Exercise brief: Search the records for "this". Copy every line where it appears.

[Web page code records]
========================

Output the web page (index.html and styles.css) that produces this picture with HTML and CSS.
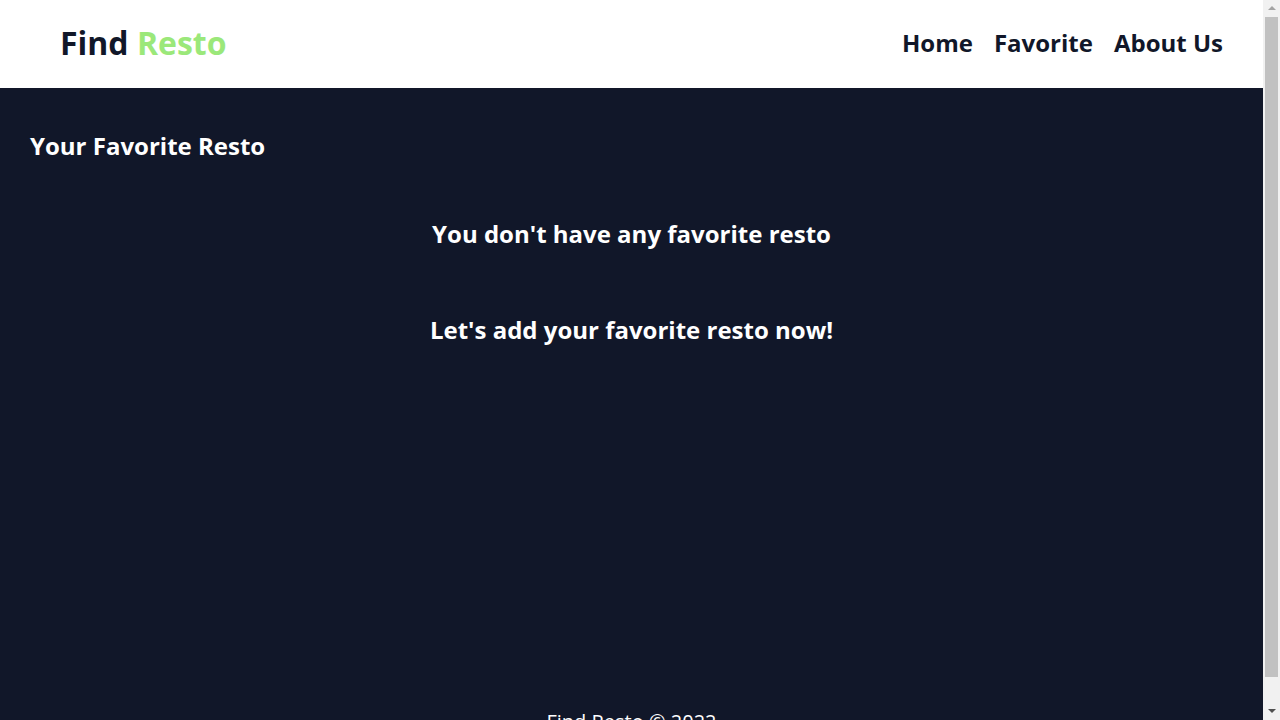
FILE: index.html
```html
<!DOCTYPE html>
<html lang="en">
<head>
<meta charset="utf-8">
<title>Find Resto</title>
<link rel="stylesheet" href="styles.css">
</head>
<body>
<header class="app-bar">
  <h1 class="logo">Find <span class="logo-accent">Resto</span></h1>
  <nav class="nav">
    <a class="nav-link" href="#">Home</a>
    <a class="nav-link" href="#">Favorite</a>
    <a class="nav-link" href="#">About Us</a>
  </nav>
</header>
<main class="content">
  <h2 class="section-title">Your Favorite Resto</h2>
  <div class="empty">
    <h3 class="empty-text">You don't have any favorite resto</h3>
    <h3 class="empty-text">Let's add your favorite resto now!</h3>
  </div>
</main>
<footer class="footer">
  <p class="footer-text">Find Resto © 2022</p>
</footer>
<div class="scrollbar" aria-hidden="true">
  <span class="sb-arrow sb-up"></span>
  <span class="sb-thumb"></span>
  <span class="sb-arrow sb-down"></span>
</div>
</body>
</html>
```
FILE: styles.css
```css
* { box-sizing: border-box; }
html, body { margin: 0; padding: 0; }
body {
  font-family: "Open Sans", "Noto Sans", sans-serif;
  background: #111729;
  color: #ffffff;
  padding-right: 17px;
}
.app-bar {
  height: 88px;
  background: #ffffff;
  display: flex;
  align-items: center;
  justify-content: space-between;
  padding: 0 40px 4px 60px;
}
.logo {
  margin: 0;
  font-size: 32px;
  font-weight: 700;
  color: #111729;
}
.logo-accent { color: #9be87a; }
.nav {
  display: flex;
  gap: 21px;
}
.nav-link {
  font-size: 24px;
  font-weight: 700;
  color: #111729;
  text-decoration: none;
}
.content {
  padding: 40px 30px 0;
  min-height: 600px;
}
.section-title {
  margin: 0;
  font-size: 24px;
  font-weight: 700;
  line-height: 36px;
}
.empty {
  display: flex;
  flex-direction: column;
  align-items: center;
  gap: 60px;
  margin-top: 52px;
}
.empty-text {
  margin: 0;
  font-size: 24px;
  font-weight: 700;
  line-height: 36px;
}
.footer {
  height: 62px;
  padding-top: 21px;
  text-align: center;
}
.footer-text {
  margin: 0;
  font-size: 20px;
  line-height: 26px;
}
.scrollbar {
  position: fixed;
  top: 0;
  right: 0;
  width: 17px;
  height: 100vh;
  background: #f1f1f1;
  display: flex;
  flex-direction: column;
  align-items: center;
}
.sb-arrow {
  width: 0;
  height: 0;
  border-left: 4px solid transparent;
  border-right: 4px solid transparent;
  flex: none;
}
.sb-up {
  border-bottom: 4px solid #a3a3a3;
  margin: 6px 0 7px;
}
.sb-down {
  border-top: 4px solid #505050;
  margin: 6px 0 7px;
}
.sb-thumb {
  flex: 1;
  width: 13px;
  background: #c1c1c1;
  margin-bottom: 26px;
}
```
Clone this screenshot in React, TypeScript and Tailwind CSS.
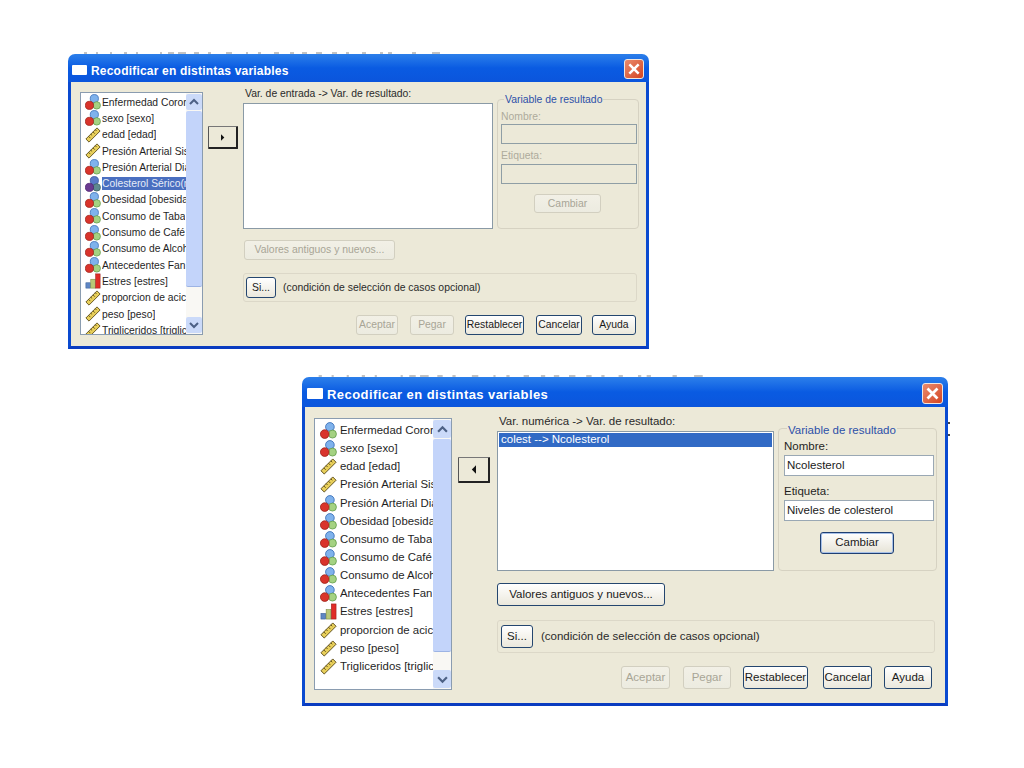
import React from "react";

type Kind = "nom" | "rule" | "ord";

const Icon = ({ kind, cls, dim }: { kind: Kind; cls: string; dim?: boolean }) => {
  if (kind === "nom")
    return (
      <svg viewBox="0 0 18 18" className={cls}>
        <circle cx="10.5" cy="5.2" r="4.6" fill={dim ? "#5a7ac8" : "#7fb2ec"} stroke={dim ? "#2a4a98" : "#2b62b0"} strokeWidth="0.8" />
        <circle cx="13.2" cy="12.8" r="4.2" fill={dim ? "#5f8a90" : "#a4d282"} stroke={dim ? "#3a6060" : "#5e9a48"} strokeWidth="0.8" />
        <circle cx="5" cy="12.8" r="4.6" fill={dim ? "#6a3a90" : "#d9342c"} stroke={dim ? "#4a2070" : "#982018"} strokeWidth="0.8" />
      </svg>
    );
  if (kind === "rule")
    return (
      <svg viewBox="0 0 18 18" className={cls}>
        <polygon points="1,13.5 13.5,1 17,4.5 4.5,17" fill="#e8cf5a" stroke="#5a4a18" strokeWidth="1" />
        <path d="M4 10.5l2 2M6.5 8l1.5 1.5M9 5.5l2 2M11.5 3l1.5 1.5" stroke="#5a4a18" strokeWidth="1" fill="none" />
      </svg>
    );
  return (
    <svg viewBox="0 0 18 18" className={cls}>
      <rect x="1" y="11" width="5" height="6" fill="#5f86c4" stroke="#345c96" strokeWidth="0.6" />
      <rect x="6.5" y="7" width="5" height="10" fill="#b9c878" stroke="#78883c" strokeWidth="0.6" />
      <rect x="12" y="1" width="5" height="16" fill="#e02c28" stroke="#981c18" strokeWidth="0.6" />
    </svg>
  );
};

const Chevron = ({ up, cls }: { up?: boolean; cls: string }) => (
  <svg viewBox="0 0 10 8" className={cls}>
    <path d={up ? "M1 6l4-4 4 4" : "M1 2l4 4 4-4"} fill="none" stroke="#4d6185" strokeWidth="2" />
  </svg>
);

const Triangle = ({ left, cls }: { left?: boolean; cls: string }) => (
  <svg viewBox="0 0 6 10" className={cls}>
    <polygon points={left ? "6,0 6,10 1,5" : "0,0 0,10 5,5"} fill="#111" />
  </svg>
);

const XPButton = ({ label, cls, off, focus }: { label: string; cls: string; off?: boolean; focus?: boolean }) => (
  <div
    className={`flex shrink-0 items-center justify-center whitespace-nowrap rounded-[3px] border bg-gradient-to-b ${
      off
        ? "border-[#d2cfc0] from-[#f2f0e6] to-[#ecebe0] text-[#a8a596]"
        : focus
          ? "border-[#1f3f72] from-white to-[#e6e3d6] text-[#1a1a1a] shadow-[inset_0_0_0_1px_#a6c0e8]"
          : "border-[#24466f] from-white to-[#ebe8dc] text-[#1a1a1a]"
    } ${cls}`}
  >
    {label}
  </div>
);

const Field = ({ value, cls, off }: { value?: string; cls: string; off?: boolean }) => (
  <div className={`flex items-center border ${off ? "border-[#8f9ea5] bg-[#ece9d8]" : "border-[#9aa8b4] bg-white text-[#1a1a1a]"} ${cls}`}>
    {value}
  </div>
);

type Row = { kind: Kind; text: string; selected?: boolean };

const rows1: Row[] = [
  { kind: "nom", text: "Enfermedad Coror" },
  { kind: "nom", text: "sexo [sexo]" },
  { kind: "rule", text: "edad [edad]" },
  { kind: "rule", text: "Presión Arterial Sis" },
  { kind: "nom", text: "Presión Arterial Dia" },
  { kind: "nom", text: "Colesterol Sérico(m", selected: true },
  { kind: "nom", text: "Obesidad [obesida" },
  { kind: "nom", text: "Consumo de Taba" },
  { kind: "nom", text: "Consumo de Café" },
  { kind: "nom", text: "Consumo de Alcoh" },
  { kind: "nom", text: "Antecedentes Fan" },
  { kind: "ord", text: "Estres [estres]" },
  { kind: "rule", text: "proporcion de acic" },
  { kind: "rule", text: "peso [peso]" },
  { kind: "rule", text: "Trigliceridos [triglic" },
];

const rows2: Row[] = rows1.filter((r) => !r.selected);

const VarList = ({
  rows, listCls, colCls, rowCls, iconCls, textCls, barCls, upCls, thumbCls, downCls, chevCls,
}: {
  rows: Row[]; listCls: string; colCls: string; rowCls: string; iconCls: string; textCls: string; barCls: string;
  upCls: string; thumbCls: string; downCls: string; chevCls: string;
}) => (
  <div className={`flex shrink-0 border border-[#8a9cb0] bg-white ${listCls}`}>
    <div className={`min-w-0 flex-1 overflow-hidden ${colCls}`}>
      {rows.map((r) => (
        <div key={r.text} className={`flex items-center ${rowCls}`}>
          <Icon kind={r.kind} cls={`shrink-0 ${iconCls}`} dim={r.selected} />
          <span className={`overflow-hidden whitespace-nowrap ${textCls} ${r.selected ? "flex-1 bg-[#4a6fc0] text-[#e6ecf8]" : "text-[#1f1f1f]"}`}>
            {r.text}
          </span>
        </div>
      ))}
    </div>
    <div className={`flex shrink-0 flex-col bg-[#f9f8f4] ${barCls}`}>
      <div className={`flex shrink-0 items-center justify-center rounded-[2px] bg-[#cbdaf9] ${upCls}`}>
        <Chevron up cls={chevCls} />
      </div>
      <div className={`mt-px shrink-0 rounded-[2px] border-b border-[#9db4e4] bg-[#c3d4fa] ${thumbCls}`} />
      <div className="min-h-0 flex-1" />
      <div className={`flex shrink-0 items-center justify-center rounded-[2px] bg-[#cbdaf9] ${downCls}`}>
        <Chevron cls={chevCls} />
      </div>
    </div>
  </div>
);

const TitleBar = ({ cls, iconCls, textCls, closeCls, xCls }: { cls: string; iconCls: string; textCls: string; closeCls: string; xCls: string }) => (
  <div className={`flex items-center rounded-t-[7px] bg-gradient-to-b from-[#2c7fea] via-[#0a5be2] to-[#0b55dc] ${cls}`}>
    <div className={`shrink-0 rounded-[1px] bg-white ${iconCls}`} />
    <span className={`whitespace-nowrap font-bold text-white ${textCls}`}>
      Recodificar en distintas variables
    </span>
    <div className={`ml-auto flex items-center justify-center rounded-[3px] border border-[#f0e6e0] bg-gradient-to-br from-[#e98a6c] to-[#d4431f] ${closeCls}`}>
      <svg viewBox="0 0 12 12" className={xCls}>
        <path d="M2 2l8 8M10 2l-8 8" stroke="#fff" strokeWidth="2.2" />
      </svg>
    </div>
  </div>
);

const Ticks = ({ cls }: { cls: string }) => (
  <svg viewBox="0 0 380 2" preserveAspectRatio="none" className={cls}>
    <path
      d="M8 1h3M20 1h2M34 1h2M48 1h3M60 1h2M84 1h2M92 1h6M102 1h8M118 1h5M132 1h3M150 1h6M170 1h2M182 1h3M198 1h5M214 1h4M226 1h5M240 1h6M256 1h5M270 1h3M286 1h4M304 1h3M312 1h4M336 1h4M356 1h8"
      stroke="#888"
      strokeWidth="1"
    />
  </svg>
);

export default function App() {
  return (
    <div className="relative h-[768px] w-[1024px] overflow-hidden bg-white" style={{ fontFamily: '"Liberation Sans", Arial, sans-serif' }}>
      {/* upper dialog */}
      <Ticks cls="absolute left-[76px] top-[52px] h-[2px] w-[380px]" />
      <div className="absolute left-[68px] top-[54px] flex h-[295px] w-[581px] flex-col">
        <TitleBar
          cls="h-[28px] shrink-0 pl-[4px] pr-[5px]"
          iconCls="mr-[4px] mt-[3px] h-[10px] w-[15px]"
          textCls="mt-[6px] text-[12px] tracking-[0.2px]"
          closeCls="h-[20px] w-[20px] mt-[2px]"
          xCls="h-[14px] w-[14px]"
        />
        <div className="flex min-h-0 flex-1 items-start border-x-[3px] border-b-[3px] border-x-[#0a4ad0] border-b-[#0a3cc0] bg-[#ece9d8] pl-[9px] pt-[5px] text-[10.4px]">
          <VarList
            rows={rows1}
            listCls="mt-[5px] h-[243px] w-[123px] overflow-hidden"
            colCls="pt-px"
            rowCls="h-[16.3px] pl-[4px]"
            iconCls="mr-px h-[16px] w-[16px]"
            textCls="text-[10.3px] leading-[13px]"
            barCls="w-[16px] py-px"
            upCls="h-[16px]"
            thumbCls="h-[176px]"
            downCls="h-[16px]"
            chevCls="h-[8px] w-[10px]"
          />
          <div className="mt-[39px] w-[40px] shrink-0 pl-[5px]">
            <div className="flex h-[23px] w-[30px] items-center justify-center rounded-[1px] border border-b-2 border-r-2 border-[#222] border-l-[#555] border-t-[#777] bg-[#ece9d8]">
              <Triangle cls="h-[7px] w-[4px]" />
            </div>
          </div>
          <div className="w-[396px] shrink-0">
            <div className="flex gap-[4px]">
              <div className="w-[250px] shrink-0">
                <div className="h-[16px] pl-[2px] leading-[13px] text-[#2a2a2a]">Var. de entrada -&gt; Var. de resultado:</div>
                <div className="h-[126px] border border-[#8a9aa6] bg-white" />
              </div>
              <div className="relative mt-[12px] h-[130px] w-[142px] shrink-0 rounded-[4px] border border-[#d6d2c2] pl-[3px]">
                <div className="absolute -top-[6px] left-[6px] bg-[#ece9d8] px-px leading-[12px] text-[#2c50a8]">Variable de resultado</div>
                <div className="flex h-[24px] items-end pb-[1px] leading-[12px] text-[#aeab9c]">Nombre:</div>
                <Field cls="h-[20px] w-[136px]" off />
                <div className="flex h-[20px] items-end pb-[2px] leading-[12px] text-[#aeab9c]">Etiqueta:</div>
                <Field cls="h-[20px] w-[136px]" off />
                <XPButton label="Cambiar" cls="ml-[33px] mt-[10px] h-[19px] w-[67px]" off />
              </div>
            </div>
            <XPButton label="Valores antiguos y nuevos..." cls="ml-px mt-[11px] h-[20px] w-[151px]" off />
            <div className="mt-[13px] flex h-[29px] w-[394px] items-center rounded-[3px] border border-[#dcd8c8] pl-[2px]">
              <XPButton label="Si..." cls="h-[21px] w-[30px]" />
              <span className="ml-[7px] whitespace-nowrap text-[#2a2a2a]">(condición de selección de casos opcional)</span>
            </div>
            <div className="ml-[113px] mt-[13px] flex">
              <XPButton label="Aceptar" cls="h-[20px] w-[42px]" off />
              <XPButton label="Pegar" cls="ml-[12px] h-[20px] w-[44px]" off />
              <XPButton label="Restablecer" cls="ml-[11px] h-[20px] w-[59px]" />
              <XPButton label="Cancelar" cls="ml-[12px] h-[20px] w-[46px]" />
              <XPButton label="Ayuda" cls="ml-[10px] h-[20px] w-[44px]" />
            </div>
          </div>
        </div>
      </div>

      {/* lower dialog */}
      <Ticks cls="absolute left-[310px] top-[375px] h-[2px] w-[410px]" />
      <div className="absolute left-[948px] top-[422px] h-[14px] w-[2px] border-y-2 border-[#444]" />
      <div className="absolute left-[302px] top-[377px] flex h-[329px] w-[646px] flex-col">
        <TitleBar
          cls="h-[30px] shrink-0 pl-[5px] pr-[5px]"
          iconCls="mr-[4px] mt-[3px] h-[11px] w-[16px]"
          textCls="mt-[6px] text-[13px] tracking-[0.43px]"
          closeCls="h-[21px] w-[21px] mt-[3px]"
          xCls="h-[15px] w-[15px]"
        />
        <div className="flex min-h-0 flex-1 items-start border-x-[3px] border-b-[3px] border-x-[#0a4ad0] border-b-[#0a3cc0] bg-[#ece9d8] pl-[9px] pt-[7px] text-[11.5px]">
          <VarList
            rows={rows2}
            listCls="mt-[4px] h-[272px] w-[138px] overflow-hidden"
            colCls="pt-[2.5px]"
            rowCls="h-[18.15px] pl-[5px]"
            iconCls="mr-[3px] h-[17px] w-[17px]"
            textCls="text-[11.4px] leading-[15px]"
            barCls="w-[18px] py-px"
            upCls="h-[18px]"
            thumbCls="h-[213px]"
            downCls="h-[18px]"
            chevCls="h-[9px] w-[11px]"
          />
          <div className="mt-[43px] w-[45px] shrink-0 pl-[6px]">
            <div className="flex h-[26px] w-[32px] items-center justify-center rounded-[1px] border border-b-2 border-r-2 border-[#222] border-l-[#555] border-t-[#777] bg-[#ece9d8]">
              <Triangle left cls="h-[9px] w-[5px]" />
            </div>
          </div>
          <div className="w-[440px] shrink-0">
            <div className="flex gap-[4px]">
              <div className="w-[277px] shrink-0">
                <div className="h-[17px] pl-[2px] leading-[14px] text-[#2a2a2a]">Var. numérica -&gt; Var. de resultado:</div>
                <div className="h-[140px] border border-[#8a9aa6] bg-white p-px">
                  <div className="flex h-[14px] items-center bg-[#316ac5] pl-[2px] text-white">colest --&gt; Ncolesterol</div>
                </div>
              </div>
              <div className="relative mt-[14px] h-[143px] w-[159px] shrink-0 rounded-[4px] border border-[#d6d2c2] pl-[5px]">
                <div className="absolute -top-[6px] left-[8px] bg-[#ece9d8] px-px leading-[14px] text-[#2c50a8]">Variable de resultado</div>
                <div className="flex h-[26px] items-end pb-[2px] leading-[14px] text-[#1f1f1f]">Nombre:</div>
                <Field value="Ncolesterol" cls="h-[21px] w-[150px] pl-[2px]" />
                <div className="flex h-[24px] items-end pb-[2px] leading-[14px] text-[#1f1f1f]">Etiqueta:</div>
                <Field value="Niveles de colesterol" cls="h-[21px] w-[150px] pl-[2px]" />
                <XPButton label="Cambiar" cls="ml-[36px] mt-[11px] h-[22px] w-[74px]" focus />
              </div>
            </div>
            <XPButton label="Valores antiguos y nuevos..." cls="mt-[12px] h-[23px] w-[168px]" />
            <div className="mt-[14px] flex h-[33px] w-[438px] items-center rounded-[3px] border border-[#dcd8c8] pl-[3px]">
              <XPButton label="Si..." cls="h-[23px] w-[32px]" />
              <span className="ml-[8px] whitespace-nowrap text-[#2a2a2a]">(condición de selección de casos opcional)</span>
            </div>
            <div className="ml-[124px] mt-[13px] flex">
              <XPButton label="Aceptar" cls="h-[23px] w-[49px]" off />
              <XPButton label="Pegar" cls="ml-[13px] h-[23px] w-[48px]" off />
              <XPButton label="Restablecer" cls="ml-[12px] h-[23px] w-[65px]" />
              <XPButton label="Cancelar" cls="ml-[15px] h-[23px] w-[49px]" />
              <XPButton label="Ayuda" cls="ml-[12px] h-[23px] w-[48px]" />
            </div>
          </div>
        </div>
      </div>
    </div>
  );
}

========================

Problem solution:
Output the web page (index.html and styles.css) that produces this picture with HTML and CSS.
Clone this screenshot in React, TypeScript and Tailwind CSS.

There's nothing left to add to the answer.